E non poteva non essere ricordata Rosa Picca, colei che per sfuggire alla furia e alla violenza umana, preferì mettere fine alla propria vita, precipitando dal terrazzo dell’abitazione ove risiedeva con la propria famiglia, in via Scibinico 57. Rosa, la sposa di Molfetta come è stata definita portava in grembo suo figlio, anch’egli vittima incolpevole del sacco di Molfetta nel 1529.

Lo storico Corrado Cifarelli e l’artista Elisa Cantatore ne raccontano gli ultimi momenti con emozione, provocando un senso di impotenza verso l’ineluttabilità del destino di una ragazza che preferì mantenere l’onore pagandolo con la vita.

Tornano anche ad essere presenti Angela, madre coraggio di Francesco Cifarelli, ucciso da un soldato inglese, scambiato per un ladro. Francesco, figlio di Angela, madre anche di una bambina, morta prematuramente, uscì un pomeriggio con i suoi amici, un lunedì che aveva il sapore della domenica, per assistere allo spettacolo dei burattini.

L’unica colpa di Francesco fu quella di trasgredire agli ordini della mamma che lo voleva a casa immediatamente dopo la fine dello spettacolo. Francesco fu persuaso dai compagni a raggiungere la località La Sciala ove trovò una morte atroce, colpito alla gamba da un proiettile, scambiato per ladro, lasciato morire dissanguato, abbandonato dai suoi compagni che non dissero nulla dell’accaduto ai genitori, condannandolo ad una morte lenta, dolorosa, in solitudine.

Anche Annamaria Bufi c’era nella calda serata estiva tra i partecipanti al dibattito, c’era.

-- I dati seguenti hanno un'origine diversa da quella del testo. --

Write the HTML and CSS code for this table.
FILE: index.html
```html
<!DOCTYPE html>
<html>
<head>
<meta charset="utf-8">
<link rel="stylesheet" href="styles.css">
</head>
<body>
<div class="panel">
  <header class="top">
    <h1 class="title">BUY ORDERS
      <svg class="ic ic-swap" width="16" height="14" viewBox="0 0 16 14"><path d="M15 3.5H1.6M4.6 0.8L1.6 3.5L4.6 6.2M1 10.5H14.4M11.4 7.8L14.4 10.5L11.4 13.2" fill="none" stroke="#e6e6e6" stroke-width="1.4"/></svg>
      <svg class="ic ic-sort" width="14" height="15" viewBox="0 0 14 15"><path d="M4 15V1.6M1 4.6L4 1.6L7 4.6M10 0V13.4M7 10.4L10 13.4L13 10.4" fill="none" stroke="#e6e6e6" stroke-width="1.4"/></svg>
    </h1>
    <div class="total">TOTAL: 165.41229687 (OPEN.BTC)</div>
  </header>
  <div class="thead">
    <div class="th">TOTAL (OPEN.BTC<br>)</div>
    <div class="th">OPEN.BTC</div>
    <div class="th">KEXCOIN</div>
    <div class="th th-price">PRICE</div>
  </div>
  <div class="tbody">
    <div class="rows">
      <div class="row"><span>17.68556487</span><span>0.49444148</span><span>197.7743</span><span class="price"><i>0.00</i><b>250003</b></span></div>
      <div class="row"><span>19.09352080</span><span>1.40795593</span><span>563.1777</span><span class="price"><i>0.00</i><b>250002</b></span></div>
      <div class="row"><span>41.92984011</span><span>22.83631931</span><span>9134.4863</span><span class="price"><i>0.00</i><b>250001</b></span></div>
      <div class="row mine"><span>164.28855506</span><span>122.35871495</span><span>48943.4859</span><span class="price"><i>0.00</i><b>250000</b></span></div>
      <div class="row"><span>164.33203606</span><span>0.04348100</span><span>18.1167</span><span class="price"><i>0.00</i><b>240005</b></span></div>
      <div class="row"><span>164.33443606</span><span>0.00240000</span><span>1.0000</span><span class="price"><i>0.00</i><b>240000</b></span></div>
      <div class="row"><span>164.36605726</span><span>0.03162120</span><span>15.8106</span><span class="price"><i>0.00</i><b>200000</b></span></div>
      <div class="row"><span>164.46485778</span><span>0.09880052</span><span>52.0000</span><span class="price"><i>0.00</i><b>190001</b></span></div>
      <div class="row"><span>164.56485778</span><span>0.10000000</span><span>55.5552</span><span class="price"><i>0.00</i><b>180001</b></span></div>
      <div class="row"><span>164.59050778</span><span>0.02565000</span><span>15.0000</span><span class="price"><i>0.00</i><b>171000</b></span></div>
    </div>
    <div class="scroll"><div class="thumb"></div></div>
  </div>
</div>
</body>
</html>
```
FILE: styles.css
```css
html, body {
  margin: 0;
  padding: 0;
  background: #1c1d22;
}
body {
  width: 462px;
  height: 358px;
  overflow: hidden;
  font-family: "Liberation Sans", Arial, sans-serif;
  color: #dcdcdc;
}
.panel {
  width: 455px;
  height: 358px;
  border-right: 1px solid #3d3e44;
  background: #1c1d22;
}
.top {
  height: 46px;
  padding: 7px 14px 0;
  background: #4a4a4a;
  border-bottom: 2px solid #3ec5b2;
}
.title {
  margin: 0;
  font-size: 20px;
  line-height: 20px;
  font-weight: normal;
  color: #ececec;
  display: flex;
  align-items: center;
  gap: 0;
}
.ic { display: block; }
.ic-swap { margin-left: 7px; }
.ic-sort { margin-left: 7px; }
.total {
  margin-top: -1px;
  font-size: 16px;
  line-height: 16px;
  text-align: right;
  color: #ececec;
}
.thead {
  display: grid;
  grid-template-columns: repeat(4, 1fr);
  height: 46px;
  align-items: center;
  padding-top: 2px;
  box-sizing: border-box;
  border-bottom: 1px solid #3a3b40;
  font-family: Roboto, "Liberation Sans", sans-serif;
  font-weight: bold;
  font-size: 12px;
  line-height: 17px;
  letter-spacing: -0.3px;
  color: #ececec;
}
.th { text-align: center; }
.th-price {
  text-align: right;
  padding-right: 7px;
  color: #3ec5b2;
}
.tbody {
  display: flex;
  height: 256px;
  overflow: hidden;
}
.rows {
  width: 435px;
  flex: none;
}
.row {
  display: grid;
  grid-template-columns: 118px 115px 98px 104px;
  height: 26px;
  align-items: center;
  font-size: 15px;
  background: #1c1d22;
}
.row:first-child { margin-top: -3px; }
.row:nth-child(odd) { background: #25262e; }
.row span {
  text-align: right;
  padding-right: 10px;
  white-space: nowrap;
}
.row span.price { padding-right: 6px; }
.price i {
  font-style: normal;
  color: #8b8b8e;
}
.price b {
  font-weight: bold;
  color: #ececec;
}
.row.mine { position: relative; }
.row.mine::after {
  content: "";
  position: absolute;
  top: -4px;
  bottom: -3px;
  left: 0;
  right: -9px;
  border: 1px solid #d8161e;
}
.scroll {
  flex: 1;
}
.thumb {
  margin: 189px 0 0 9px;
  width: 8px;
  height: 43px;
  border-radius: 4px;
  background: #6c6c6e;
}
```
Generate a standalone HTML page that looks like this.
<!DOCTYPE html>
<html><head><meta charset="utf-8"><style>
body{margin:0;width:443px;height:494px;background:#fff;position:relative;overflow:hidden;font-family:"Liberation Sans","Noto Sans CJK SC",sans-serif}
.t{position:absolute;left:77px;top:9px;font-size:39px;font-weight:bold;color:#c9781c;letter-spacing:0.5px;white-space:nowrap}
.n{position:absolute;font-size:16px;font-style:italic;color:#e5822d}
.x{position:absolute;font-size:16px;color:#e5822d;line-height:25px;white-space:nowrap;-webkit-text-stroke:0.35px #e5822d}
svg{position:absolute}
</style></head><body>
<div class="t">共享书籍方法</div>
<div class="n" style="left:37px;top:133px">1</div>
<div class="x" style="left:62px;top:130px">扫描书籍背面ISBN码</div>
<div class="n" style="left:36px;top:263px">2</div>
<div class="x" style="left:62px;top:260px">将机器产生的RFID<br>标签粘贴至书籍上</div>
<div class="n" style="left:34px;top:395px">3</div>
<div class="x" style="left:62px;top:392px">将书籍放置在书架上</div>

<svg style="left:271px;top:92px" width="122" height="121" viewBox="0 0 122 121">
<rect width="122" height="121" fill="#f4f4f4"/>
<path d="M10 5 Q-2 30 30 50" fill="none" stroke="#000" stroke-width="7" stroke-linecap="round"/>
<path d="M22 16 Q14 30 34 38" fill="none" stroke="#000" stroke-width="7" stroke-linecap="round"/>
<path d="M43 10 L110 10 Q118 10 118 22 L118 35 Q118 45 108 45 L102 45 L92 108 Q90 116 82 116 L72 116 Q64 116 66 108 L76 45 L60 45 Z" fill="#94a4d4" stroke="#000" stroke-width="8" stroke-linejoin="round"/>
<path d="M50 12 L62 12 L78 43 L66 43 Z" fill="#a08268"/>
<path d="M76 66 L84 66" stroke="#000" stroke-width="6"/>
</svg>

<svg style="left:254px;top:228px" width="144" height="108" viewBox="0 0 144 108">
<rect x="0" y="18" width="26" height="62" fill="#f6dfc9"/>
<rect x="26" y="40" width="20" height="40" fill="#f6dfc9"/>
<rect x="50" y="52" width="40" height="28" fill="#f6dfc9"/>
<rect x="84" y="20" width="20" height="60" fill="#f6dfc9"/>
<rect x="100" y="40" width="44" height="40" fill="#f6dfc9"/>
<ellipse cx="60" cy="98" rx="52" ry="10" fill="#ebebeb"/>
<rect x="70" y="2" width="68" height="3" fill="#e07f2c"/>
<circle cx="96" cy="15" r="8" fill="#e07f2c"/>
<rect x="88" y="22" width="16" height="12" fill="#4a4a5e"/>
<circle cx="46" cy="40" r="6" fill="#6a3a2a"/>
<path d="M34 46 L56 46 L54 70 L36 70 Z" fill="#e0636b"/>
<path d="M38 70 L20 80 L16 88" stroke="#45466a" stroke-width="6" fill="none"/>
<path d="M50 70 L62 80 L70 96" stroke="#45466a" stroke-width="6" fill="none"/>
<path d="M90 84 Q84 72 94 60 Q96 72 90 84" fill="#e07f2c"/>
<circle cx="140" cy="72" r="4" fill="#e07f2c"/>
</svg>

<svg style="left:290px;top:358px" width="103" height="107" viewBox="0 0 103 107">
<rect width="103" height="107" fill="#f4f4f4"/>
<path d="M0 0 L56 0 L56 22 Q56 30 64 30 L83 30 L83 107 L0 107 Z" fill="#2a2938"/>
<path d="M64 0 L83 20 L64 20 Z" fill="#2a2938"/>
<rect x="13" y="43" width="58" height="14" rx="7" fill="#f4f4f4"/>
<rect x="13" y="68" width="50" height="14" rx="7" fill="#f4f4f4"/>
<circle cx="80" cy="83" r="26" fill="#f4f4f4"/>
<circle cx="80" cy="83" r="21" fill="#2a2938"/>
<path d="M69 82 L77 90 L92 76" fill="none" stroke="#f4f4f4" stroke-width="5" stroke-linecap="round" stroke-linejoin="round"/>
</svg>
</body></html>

Giovane donna di ventitré anni, fu vittima di femminicidio nel 1992. A lei è stato intitolato il Centro Antiviolenza Pandora Molfetta-Giovinazzo.

Il prof. Cifarelli non poteva non ricordare anche Lucrezia e la storia nascosta di una donna ignota e di altre a cui la storia, quella ufficiale, non ha nemmeno menzionato.

Perché le guerre causano milioni di vittime sui campi ma pochi ricordano il sacrificio di milioni di donne.

Siamo state amate ed odiate, adorate e rinnegate, baciate e uccise, solo perché donne”. Alda Merini.